Dataset content:
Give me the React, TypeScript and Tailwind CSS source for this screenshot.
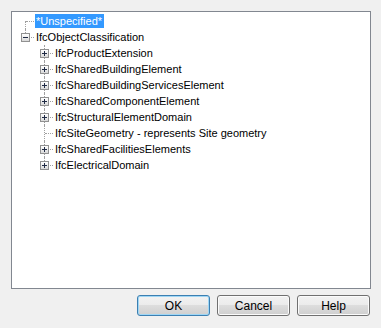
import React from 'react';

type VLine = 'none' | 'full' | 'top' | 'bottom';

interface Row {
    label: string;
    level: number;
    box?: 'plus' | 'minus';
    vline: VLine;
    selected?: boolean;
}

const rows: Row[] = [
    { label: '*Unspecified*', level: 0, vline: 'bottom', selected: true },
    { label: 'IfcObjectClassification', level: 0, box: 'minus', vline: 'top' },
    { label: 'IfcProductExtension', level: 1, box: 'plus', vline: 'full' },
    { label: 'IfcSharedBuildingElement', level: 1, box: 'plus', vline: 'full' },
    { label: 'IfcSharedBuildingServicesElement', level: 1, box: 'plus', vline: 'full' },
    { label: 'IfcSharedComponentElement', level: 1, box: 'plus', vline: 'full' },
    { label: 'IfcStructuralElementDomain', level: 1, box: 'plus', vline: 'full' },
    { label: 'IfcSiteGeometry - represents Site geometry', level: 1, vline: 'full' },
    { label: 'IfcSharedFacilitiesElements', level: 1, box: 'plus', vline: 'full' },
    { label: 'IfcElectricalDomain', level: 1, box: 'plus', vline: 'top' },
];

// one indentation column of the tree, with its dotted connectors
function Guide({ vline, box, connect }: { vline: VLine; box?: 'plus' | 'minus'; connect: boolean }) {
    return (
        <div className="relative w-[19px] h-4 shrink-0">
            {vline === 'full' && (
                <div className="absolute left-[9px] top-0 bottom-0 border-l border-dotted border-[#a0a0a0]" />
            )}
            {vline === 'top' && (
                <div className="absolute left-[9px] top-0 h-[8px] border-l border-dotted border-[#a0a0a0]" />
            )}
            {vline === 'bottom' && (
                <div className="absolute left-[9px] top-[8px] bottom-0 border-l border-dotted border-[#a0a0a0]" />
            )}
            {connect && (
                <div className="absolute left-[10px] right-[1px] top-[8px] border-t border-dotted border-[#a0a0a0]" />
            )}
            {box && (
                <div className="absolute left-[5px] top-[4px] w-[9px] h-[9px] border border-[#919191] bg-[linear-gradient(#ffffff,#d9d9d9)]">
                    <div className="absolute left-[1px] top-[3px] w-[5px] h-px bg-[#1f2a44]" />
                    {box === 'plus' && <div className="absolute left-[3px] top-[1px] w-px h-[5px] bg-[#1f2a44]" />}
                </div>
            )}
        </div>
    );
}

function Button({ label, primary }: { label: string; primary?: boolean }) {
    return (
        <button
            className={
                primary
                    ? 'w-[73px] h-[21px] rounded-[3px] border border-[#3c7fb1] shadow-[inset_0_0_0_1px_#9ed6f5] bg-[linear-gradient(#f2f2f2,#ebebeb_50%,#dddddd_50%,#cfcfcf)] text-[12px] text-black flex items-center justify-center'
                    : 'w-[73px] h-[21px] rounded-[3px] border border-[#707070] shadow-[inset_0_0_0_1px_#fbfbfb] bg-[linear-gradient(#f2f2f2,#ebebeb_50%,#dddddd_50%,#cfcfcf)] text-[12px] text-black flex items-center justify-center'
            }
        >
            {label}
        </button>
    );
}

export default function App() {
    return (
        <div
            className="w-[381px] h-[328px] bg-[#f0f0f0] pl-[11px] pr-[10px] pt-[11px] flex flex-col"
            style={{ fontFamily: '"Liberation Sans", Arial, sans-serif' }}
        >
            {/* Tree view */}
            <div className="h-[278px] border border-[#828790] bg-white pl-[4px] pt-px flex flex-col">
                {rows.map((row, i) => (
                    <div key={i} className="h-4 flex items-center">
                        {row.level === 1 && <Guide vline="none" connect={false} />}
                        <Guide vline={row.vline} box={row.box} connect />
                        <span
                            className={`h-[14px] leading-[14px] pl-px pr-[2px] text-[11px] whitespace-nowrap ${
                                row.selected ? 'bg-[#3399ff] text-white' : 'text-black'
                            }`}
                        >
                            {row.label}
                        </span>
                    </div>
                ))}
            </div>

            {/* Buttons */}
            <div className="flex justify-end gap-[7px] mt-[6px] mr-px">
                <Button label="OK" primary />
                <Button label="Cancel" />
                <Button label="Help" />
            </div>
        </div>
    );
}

Your goal: Give the material again exactly as it is, but keep the pictures out.

Task answer:
Give me the React, TypeScript and Tailwind CSS source for this screenshot.
import React from 'react';

type VLine = 'none' | 'full' | 'top' | 'bottom';

interface Row {
    label: string;
    level: number;
    box?: 'plus' | 'minus';
    vline: VLine;
    selected?: boolean;
}

const rows: Row[] = [
    { label: '*Unspecified*', level: 0, vline: 'bottom', selected: true },
    { label: 'IfcObjectClassification', level: 0, box: 'minus', vline: 'top' },
    { label: 'IfcProductExtension', level: 1, box: 'plus', vline: 'full' },
    { label: 'IfcSharedBuildingElement', level: 1, box: 'plus', vline: 'full' },
    { label: 'IfcSharedBuildingServicesElement', level: 1, box: 'plus', vline: 'full' },
    { label: 'IfcSharedComponentElement', level: 1, box: 'plus', vline: 'full' },
    { label: 'IfcStructuralElementDomain', level: 1, box: 'plus', vline: 'full' },
    { label: 'IfcSiteGeometry - represents Site geometry', level: 1, vline: 'full' },
    { label: 'IfcSharedFacilitiesElements', level: 1, box: 'plus', vline: 'full' },
    { label: 'IfcElectricalDomain', level: 1, box: 'plus', vline: 'top' },
];

// one indentation column of the tree, with its dotted connectors
function Guide({ vline, box, connect }: { vline: VLine; box?: 'plus' | 'minus'; connect: boolean }) {
    return (
        <div className="relative w-[19px] h-4 shrink-0">
            {vline === 'full' && (
                <div className="absolute left-[9px] top-0 bottom-0 border-l border-dotted border-[#a0a0a0]" />
            )}
            {vline === 'top' && (
                <div className="absolute left-[9px] top-0 h-[8px] border-l border-dotted border-[#a0a0a0]" />
            )}
            {vline === 'bottom' && (
                <div className="absolute left-[9px] top-[8px] bottom-0 border-l border-dotted border-[#a0a0a0]" />
            )}
            {connect && (
                <div className="absolute left-[10px] right-[1px] top-[8px] border-t border-dotted border-[#a0a0a0]" />
            )}
            {box && (
                <div className="absolute left-[5px] top-[4px] w-[9px] h-[9px] border border-[#919191] bg-[linear-gradient(#ffffff,#d9d9d9)]">
                    <div className="absolute left-[1px] top-[3px] w-[5px] h-px bg-[#1f2a44]" />
                    {box === 'plus' && <div className="absolute left-[3px] top-[1px] w-px h-[5px] bg-[#1f2a44]" />}
                </div>
            )}
        </div>
    );
}

function Button({ label, primary }: { label: string; primary?: boolean }) {
    return (
        <button
            className={
                primary
                    ? 'w-[73px] h-[21px] rounded-[3px] border border-[#3c7fb1] shadow-[inset_0_0_0_1px_#9ed6f5] bg-[linear-gradient(#f2f2f2,#ebebeb_50%,#dddddd_50%,#cfcfcf)] text-[12px] text-black flex items-center justify-center'
                    : 'w-[73px] h-[21px] rounded-[3px] border border-[#707070] shadow-[inset_0_0_0_1px_#fbfbfb] bg-[linear-gradient(#f2f2f2,#ebebeb_50%,#dddddd_50%,#cfcfcf)] text-[12px] text-black flex items-center justify-center'
            }
        >
            {label}
        </button>
    );
}

export default function App() {
    return (
        <div
            className="w-[381px] h-[328px] bg-[#f0f0f0] pl-[11px] pr-[10px] pt-[11px] flex flex-col"
            style={{ fontFamily: '"Liberation Sans", Arial, sans-serif' }}
        >
            {/* Tree view */}
            <div className="h-[278px] border border-[#828790] bg-white pl-[4px] pt-px flex flex-col">
                {rows.map((row, i) => (
                    <div key={i} className="h-4 flex items-center">
                        {row.level === 1 && <Guide vline="none" connect={false} />}
                        <Guide vline={row.vline} box={row.box} connect />
                        <span
                            className={`h-[14px] leading-[14px] pl-px pr-[2px] text-[11px] whitespace-nowrap ${
                                row.selected ? 'bg-[#3399ff] text-white' : 'text-black'
                            }`}
                        >
                            {row.label}
                        </span>
                    </div>
                ))}
            </div>

            {/* Buttons */}
            <div className="flex justify-end gap-[7px] mt-[6px] mr-px">
                <Button label="OK" primary />
                <Button label="Cancel" />
                <Button label="Help" />
            </div>
        </div>
    );
}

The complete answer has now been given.